What is needed: Print exactly the lines from the first one down to the line containing "It will start", both ends included, with no pictures and nothing else.

Stored data:
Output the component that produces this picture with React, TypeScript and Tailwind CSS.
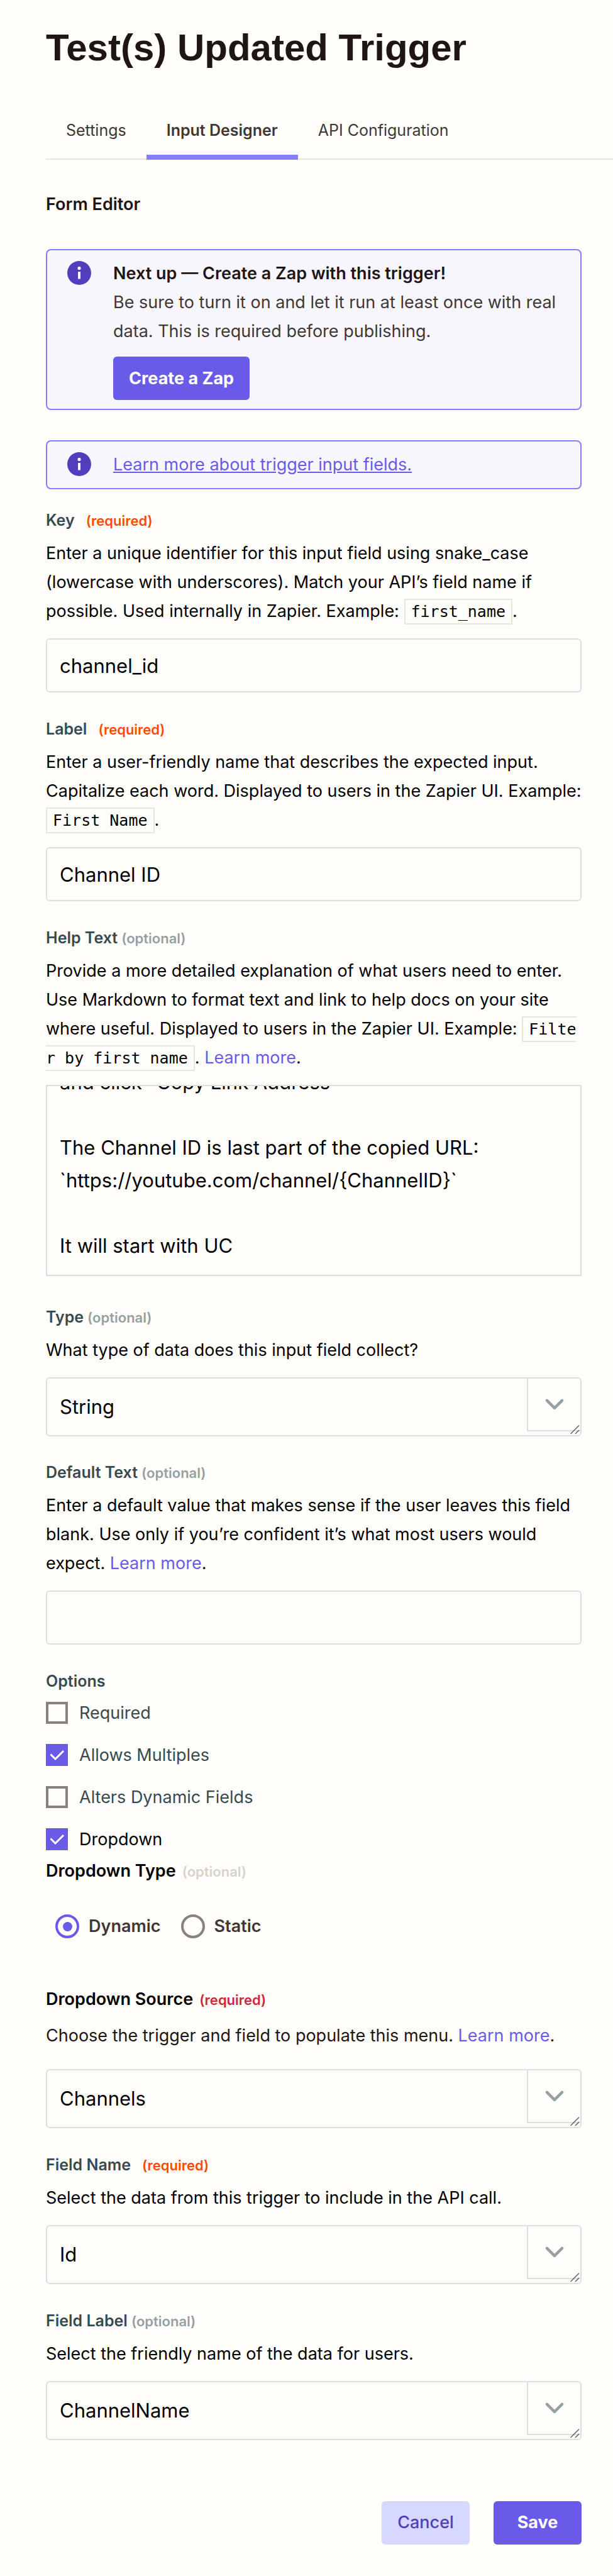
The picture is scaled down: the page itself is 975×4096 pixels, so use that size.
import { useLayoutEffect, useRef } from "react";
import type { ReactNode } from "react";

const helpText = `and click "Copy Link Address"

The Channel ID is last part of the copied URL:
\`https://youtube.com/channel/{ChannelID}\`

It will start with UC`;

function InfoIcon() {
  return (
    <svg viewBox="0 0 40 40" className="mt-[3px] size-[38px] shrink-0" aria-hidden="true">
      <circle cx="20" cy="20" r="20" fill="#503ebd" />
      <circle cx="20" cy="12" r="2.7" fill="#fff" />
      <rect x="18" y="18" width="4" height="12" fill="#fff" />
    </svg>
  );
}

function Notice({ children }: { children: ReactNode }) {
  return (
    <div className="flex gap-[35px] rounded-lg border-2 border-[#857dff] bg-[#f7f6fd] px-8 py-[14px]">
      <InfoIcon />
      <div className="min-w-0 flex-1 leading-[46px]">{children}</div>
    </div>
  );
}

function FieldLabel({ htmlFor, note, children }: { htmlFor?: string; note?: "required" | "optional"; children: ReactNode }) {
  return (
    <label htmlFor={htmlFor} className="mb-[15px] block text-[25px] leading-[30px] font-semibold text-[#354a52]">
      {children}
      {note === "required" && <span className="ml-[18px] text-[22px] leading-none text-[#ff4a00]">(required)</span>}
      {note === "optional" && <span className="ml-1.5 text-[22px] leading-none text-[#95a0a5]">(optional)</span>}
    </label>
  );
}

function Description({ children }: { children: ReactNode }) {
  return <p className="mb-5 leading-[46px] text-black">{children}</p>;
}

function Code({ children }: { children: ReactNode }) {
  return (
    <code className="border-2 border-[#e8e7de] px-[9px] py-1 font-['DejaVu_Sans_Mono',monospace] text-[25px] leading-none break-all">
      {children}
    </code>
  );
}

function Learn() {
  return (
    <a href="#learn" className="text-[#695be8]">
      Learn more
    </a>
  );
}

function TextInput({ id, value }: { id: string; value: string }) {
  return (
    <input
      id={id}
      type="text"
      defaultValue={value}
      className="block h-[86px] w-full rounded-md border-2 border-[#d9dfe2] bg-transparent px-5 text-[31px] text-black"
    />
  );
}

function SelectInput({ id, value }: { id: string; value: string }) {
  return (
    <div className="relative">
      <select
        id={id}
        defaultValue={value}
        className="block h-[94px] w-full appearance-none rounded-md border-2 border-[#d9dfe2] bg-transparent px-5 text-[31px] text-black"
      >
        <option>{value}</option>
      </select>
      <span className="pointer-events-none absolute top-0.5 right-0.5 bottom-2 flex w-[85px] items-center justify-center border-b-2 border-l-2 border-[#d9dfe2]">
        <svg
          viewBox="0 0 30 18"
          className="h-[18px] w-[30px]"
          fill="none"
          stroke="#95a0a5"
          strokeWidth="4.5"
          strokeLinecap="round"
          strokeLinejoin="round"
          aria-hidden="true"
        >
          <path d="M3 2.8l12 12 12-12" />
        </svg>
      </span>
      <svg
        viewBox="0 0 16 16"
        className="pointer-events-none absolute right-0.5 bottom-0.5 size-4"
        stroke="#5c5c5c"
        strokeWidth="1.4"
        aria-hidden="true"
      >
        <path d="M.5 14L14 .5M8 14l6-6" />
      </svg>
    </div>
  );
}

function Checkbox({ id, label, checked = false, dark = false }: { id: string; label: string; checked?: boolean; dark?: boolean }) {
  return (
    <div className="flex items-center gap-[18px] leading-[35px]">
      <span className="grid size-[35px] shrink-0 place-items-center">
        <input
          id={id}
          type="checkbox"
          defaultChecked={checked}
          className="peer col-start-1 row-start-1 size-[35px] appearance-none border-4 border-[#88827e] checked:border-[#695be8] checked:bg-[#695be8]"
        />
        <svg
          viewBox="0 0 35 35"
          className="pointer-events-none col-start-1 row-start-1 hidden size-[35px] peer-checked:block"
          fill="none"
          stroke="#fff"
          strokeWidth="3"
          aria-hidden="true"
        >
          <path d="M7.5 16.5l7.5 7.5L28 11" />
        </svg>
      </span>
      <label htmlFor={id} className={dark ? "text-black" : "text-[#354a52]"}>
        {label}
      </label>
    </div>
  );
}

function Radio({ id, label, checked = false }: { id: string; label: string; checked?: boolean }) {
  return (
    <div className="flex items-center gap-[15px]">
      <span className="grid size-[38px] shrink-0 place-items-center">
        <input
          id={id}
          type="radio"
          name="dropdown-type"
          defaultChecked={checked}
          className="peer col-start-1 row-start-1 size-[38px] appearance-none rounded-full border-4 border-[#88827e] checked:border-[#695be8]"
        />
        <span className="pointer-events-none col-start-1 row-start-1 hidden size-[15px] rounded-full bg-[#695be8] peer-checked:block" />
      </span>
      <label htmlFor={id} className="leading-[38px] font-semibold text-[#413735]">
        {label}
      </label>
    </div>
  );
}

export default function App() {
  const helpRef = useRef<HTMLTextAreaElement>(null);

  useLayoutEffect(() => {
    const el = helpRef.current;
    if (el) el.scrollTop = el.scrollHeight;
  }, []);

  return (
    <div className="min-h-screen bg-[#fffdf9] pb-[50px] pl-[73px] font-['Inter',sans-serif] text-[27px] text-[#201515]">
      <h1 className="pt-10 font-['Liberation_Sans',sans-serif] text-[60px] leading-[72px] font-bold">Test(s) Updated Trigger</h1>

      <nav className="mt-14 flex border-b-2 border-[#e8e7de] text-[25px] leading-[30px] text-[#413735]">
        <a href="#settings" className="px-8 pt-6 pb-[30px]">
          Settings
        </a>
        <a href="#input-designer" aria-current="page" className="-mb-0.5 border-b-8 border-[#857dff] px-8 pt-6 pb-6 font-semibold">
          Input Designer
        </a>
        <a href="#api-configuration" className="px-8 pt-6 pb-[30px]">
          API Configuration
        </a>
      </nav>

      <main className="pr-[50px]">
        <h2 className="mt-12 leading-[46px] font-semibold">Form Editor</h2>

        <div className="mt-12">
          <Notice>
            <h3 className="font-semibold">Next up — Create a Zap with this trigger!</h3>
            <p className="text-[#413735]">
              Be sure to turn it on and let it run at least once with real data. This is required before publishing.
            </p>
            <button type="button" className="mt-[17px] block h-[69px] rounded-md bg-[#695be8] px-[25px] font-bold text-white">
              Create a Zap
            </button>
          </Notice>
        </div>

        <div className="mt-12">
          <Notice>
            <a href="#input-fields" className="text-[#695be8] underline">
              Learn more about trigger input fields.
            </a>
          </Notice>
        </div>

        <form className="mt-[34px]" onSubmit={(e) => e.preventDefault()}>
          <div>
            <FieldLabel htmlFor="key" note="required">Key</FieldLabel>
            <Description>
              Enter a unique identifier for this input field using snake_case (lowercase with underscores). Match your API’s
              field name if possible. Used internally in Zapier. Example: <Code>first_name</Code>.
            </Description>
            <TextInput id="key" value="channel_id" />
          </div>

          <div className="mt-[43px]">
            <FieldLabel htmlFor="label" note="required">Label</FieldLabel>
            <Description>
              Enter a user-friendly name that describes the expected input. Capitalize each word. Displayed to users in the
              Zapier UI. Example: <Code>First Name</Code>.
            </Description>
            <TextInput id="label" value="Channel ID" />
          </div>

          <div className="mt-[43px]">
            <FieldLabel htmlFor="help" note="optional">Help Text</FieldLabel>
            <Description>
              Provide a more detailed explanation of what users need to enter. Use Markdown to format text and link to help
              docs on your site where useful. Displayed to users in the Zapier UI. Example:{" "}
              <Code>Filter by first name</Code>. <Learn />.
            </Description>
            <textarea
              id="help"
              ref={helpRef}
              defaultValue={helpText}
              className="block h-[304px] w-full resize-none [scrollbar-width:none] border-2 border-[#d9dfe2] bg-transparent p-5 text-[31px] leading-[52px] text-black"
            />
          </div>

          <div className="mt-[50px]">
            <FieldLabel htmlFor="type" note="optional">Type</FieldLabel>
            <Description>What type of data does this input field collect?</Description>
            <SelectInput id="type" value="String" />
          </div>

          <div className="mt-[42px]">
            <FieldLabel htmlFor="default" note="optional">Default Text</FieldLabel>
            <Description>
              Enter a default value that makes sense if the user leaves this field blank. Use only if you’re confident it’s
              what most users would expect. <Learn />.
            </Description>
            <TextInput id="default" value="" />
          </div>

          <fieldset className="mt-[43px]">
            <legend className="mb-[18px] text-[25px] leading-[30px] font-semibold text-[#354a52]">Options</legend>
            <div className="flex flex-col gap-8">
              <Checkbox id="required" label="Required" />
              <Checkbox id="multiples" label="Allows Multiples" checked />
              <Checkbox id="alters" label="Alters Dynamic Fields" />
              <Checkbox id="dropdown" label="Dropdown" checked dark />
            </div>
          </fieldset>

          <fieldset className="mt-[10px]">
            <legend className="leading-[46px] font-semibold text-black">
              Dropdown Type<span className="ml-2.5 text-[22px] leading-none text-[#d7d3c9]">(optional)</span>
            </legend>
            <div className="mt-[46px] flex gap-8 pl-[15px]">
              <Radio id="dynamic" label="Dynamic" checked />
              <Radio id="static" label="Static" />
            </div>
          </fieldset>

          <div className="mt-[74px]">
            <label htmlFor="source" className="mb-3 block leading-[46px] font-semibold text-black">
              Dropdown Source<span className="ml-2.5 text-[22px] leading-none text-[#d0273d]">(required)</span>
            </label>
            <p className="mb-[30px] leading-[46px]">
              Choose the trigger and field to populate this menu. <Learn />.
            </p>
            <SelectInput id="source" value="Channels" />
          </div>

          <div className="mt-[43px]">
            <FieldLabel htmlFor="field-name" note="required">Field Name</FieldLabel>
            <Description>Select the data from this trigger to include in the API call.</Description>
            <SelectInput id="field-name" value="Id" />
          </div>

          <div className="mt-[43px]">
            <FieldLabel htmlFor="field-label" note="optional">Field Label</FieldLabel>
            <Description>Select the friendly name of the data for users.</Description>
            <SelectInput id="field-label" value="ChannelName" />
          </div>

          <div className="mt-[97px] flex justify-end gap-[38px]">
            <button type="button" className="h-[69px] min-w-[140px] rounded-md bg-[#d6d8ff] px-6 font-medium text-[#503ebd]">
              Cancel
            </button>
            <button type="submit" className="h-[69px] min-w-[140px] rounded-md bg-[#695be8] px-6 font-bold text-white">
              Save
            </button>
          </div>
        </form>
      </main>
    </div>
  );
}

Output of the exercise:
Output the component that produces this picture with React, TypeScript and Tailwind CSS.
The picture is scaled down: the page itself is 975×4096 pixels, so use that size.
import { useLayoutEffect, useRef } from "react";
import type { ReactNode } from "react";

const helpText = `and click "Copy Link Address"

The Channel ID is last part of the copied URL:
\`https://youtube.com/channel/{ChannelID}\`

It will start with UC`;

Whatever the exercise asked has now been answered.